From the Newsweek article by TIM MARCIN 9/25/18
Bret Stephens--a conservative opinion writer for the New York Times--doesn't like Ted Cruz, not at all. In his opinion piece for the Times last Tuesday that was stylized as a back-and-forth conversation between him and her Gail Collins. Stephens said he liked Beto but that the big reason he wanted to chat about the Senate race was because he despises Ted Cruz--"That is 'D-e-s-p-i-s-e,' in case I haven't spelled out my loathing clearly enough," he wrote, and then Gail Collins egged him on, so Stephens went for it, to wit:
"Because he's like a serpent covered in Vaseline. Because he treats the American people like two-bit suckers in 10-gallon hats. Because he sucks up to the guy who insulted his wife -- by retweet, no less. Because of his phony piety and even phonier principles. Because I see him as the spiritual love child of the 1980s televangelist Jimmy Swaggart and Jack Nicholson's character in "The Shining."

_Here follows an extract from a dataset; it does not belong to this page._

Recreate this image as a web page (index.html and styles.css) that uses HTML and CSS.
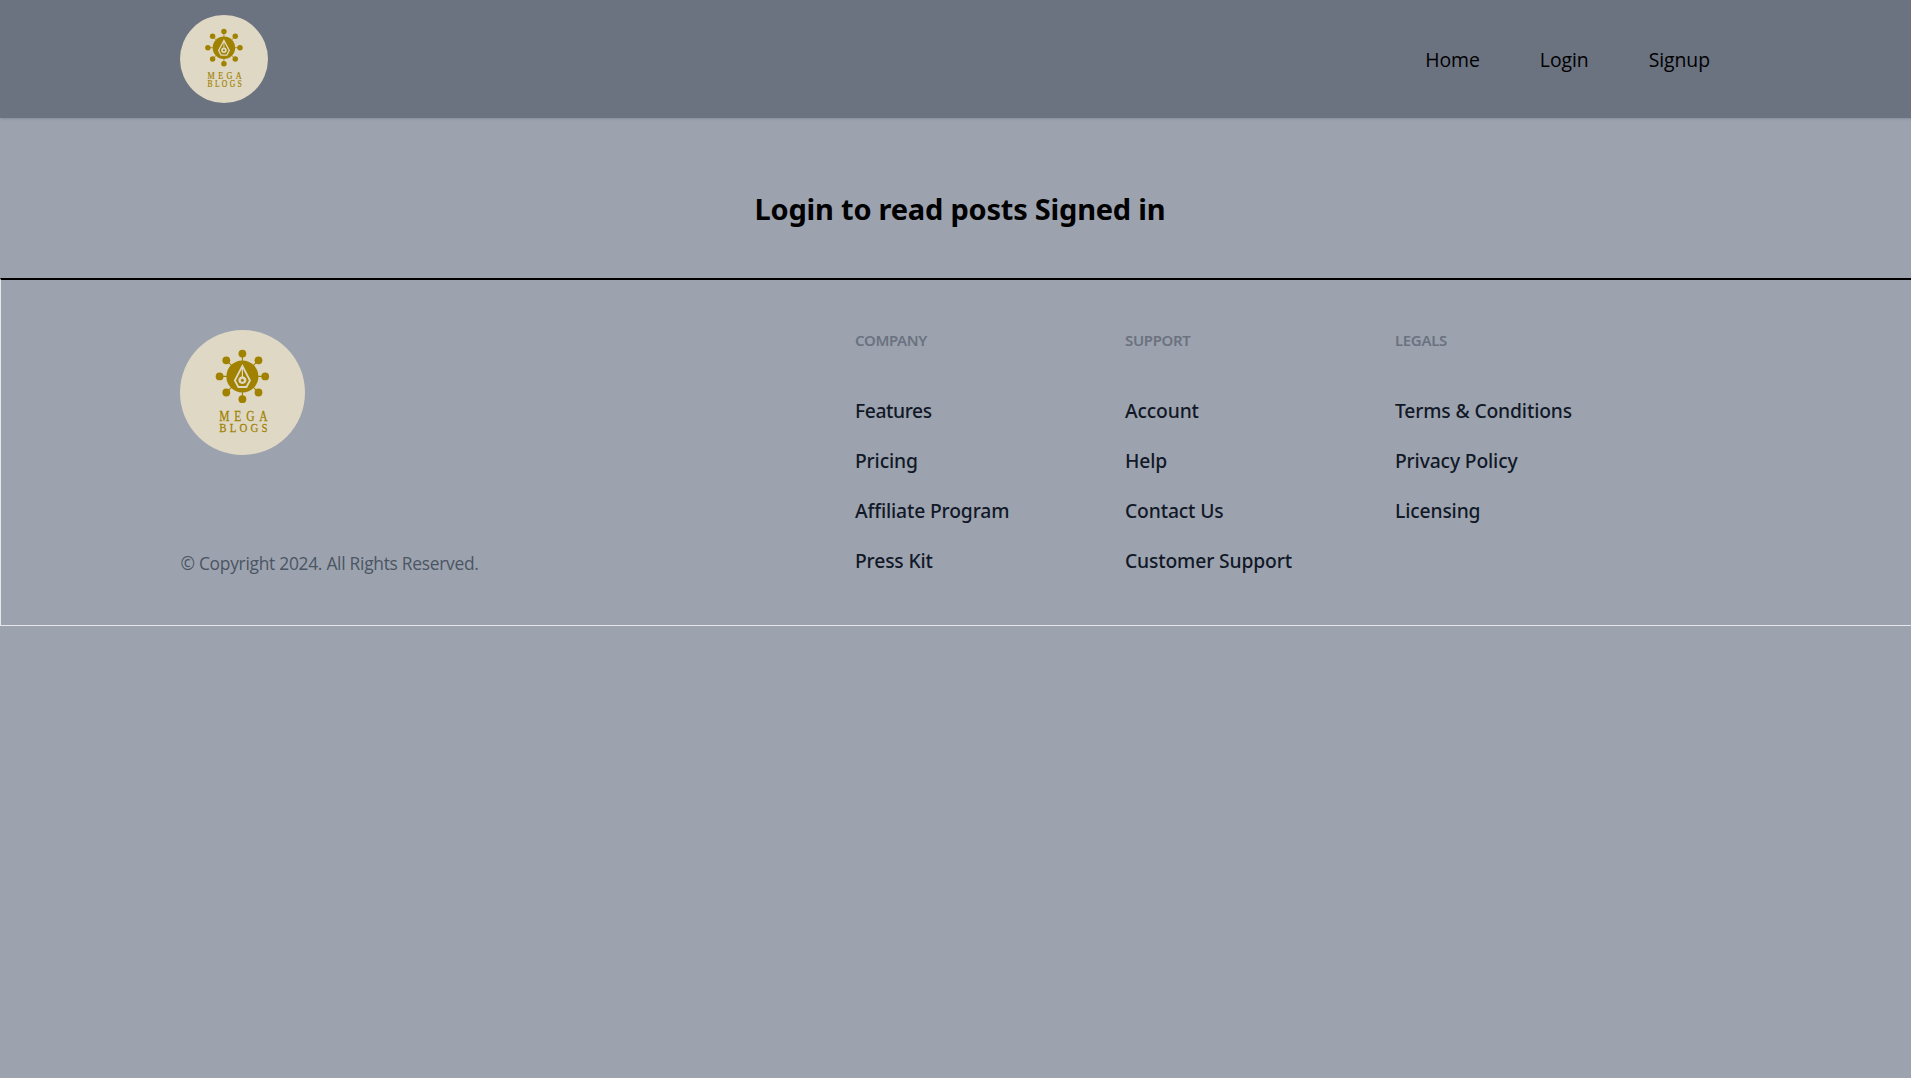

Because his ethics are purely situational. Because he makes Donald Trump look like a human being by comparison. Because "New York values." Because his fellow politicians detest him, and that's just among Republicans. Because he never got over being the smartest kid in eighth grade. Because he's conniving enough to try to put one over you, but not perceptive enough to realize that you see right through him. Because he's the type of man who would sell his family into slavery if that's what it took to get elected. And that he would use said slavery as a sob story to get himself re-elected. Otherwise, you might say I'm his No. 1 fan."
Recently, Cruz got chased out of a D.C. restaurant by people protesting his friendship with Supreme Court nominee Brett Kavanaugh. Cruz replied to the protesters, "God bless you" and walked out.
During his first Senate term, Cruz became a national figure and ran for president in 2016. President Donald Trump attacked the senator personally, suggesting Cruz's father helped kill President John F. Kennedy and taking a cheap-shot at his wife's appearance, yet, inexplicably Cruz still is a Trump supporter. (To be such a Trump sycophant: is that purely deranged on Cruz' part, or is it some kind of self-serving political masochism?)